When data is available online, two challenges must be tackled:

  1. Identifying where to retrieve the data
  2. Aggregating the data collected. In order to retrieve data, we can for example use search engines, web scraping, or API calls.

Wayback Machine

What is it and why could it be very useful? Everyone has already experienced this phenomenon: You saw something on a main page website and the next day you would like to look up the same thing on that website but unfortunately the website has been updated so the page you were looking for could be stored somewhere else or perhaps even worse, it could be gone… Annoying, isn't it? Wayback machine is actually a name given to different websites that allow you to go back in time, and retrieve a page from a particular day. That could be yesterday but just as well a month ago or even decades ago (if the website already existed). An example is the website http://www.archive.org .

Search Engines

Search engines companies are in the business of understanding the meaning of a query by a user, storing the content and information about many webpages and matching this user to the page that best fit the user intent and that is going to maximize the advertising revenue in the process. These companies have to accomplish a very difficult task to understand what the user does not know he wants and give him a relevant outcome.

When you have a clear idea of what you want to search in your web browser, you can weaponize your search query with some techniques.

Inclusion

Sometimes, searching engines give results which do not match with the exact term you were searching. This is because it questions you and thinks that you are looking for something else. To make the search engine look for results that match exactly the term we are writing, without having the search engine inferring other terms looked for, we can include the term in this quotation sign: term looked for.
To make sure a term will not be in the results, we can use the dash before the term: - term not looked for.

Combinations

We can combine search terms using Boolean logic (OR, AND).

For example, when you look for dogs AND cats or even for dogs cats, the search engine will try to find resources containing the maximum of keywords. However, if you specify the keyword OR, as in cats OR dogs, you are going to receive results that contain either word (and some that contain both).

Site

In order to have results from a specific source, we can simply add site:the domain name of the source before our term searched.

For example, to search for forecasts coming from the World Bank, we write: site:worldbank.org “forecast”.

Filetype

If we want a specific type of file (pdf, xls, ppt, etc. but interestingly not a csv), we can use filetype:the format you want. This is very useful when you want to look for quantitative data.

Web Scraping

Web scraping is really useful to look for information among a huge quantity of data. In the case we are about to see, we will use the beautiful Soup module to extract information from an HTML web page, and then be able to process it with python.Knowledge of HTML , css and object-oriented python is a prerequisite to be able to understand the last part.

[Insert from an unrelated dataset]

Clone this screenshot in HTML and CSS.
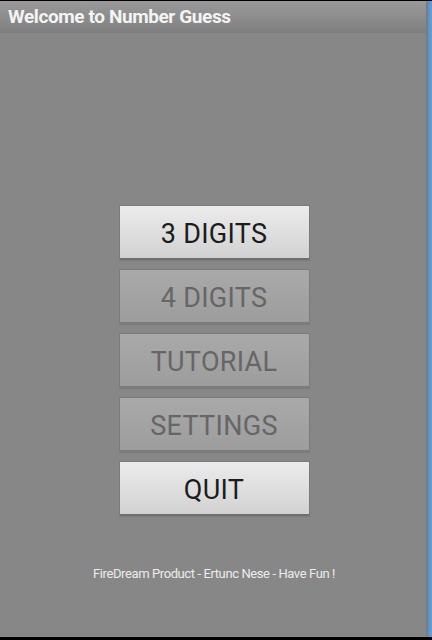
FILE: index.html
```html
<!DOCTYPE html>
<html lang="en">
  <head>
    <title>Number Guess</title>
    <link rel="stylesheet" href="styles.css">
  </head>
  <body>
    <div class="screen">
      <div class="app">
        <div class="titlebar">Welcome to Number Guess</div>
        <div class="menu">
          <button class="button">3 DIGITS</button>
          <button class="button off">4 DIGITS</button>
          <button class="button off">TUTORIAL</button>
          <button class="button off">SETTINGS</button>
          <button class="button">QUIT</button>
        </div>
        <p class="footer">FireDream Product - Ertunc Nese - Have Fun !</p>
      </div>
      <div class="edge"></div>
    </div>
  </body>
</html>
```

FILE: styles.css
```css
body {
  margin: 0;
  background: #000;
  font-family: Roboto, "Liberation Sans", sans-serif;
}
.screen {
  display: flex;
  height: 636px;
  margin-top: 1px;
}
.app {
  flex: 1;
  display: flex;
  flex-direction: column;
  background: #878787;
}
.edge {
  width: 6px;
  background: linear-gradient(to right, #7a7a7a 0, #7a7a7a 1px, #5b8fc4 2px, #6a9fd2 6px);
}
.titlebar {
  height: 32px;
  padding-left: 8px;
  line-height: 31px;
  font-size: 19px;
  font-weight: bold;
  color: #f4f4f4;
  letter-spacing: -0.4px;
  background: linear-gradient(#9a9a9a, #858585 80%, #7d7d7d);
}
.menu {
  display: flex;
  flex-direction: column;
  align-items: center;
  gap: 10px;
  margin-top: 173px;
  margin-left: 2px;
}
.button {
  width: 189px;
  height: 54px;
  padding-top: 4px;
  border: none;
  border-bottom: 2px solid #6f6f6f;
  font-family: Roboto, "Liberation Sans", sans-serif;
  font-size: 27px;
  letter-spacing: 0.3px;
  color: #1c1c1c;
  background: linear-gradient(#ececec, #d2d2d2);
  box-shadow: 0 0 0 1px #7b7b7b;
}
.button.off {
  color: #666;
  background: linear-gradient(#a9a9a9, #9d9d9d);
  border-bottom-color: #7b7b7b;
}
.footer {
  margin: 50px 0 0 2px;
  text-align: center;
  font-size: 13px;
  color: #ececec;
  letter-spacing: -0.4px;
}
```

Web scraping program usually work in 3 steps:

  1. Send a request to the server for a webpage and receive the server’s reply. This is often outsourced to a library. Often, we will use requests, which is a library that enables sending a GET or a POST request and getting an answer (already transformed back to text).
  2. Transform this reply into a tree (= HTML tree) that you can then explore (= parsing the document). This is also outsourced to a library, in our case to Beautiful Soup Python library. It makes parsing and then subsequently retrieving a breeze and it is fast enough to be used on big projects.
  3. Identify the parts of the trees that are interesting using classes and id on the page.

Basic code

#to receive page content with an ulr : 
1.import requests
2.my_url = "http://.../"
3.page_content = requests.get(my_url).content

#Transform into a tree
4.from bs4 import BeautifulSoup
5.page_tree = BeautifulSoup(page_content, "html.parser")

#find by id
6.target_content = page_tree.find(id="idName")

Explanations :

  1. We have to import the request module, (Request will download a page from the internet).
  2. We record in the variable my_url , a url in string format with the " " or ' ' '.
  3. We register in the variable page_content , our web page to be called the function request , we indicate the location of the web page via the url so requests.get(url) then we call the method content which will register the content of the page.
  4. The BeautifulSoup module is imported
  5. We call Beautifulsoup in the page_tree variable, the class asks for 2 parameters : the content which will be what we have previously saved in html and the format which we will name html.parser.
  6. Finally we take again the variable and we call upon the find method which will seek on the recorded page a content with the id idName, it is NOT necessary to pay attention because we canNOT have several variable (because of two reasons : 1. The find() will return only the first element found 2. An id can be put at only one tag (not like a class). And thus it will NOT be necessary to use the principle of the lists in this example to have the first value.

Navigating the tree

If the web page is really well structured and exactly what you are looking for has an id you are really lucky. In most case it won't be the case... Finding what you are looking for is still possible trough other ways.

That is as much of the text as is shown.